Although this is more of a simplistic example, you can see that all other types of traversals would be similar to this. For example, a reverse preorder traversal would be the following:

public void printValuesReverse(TreeNode tree){
    System.out.print( tree.getValue() );
    if (tree.getRight() != null ){
        printValuesReverse( tree.getRight() );

    }

    if ( tree.getLeft() != null ){
        printValuesReverse( tree.getLeft() );
    }

}

This can be done for all types of binary tree traversals. Although it is a simplistic concept, it outlines important ways of finding your data via binary trees. Each type of traversal has its own advantages and disadvantages, and is left to the developer to figure out which would be the best method to choose.

Examples and Notes on Trees

A tree, continuing on from linked lists, is a data structure used in Java. It starts with the initial node, called the root, and then contains several nodes that may contain references to many other nodes. The initial nodes are considered roots of subtrees. It is described on Wikipedia here, however this description isn't entirely Java-based, rather just of the general programming concept of Trees. A good example of a tree would be the image below:

20 would be the root, or initial node, and number 15 would be the left node and 30 would be the right node. This has the ability to continue as long as the developer would like, and allows for quick sorting and accessing of data.

A good example of a tree can be seen from the example below, taken from EIMACS:

public class TreeNode
{
private Object value;
private TreeNode left;
private TreeNode right;
public TreeNode( Object initValue )
{
value = initValue;
left = null;
right = null;
}
public TreeNode( Object initValue,
TreeNode initLeft,
TreeNode initRight )
{
value = initValue;
left = initLeft;
right = initRight;
}
public Object getValue() { return value; }
public TreeNode getLeft() { return left; }
public TreeNode getRight() { return right; }
public void setValue( Object newValue )
{
value = newValue;
}
public void setLeft( TreeNode newLeft )
{
left = newLeft;
}
public void setRight( TreeNode newRight )
{
right = newRight;
}
}
As seen, this class allows for tree nodes to be modified and created. If used properly, it will allow for the full creation of a binary tree!

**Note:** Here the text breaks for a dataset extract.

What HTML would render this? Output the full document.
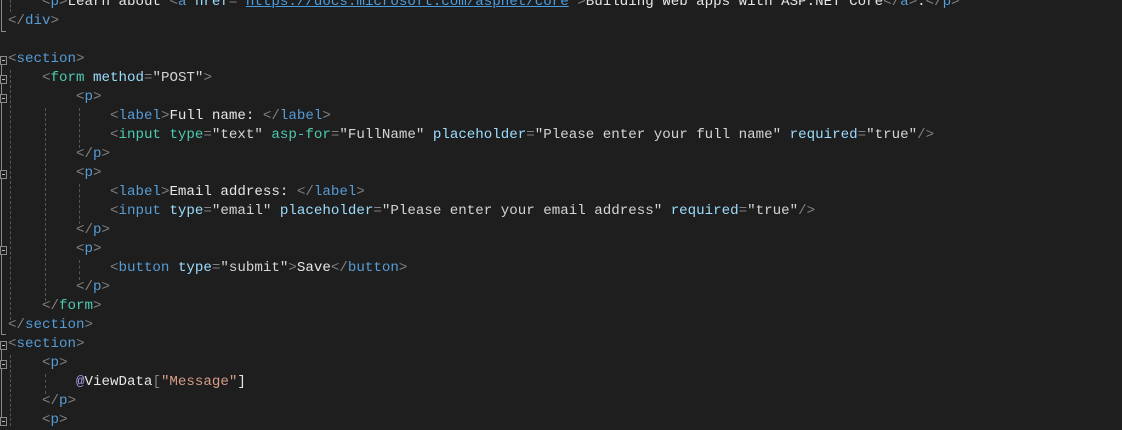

The setLeft and setRight methods allow for creation of the left and right children, respectively. setValue allows for a certain value to be reset, and getValue is a getter method to find a certain value. Although it's a bit more complex than the previously explained searching and sorting methods, once you understand it, you'll have a much better way to set, sort, and access data.

1/9/15

Today I took Test 23 and got everything right!

I also began working on the Trees section. It looks a bit complex, so I will start taking notes on here starting Monday.

1/7/15-1/8/15

On Wednesday (1/17) I started working on a UMD problem, #5. I haven't fully completed it but I'll continue working on it.

Today I studied a bit more for Test 23. I'm ready to take it tomorrow as long as the class time is normal again!

1/5/15

Today I mainly worked on studying Sets and Maps. I worked on some of the exercises as well. I finished the chapter completely, so I'm ready to take the test on them tomorrow!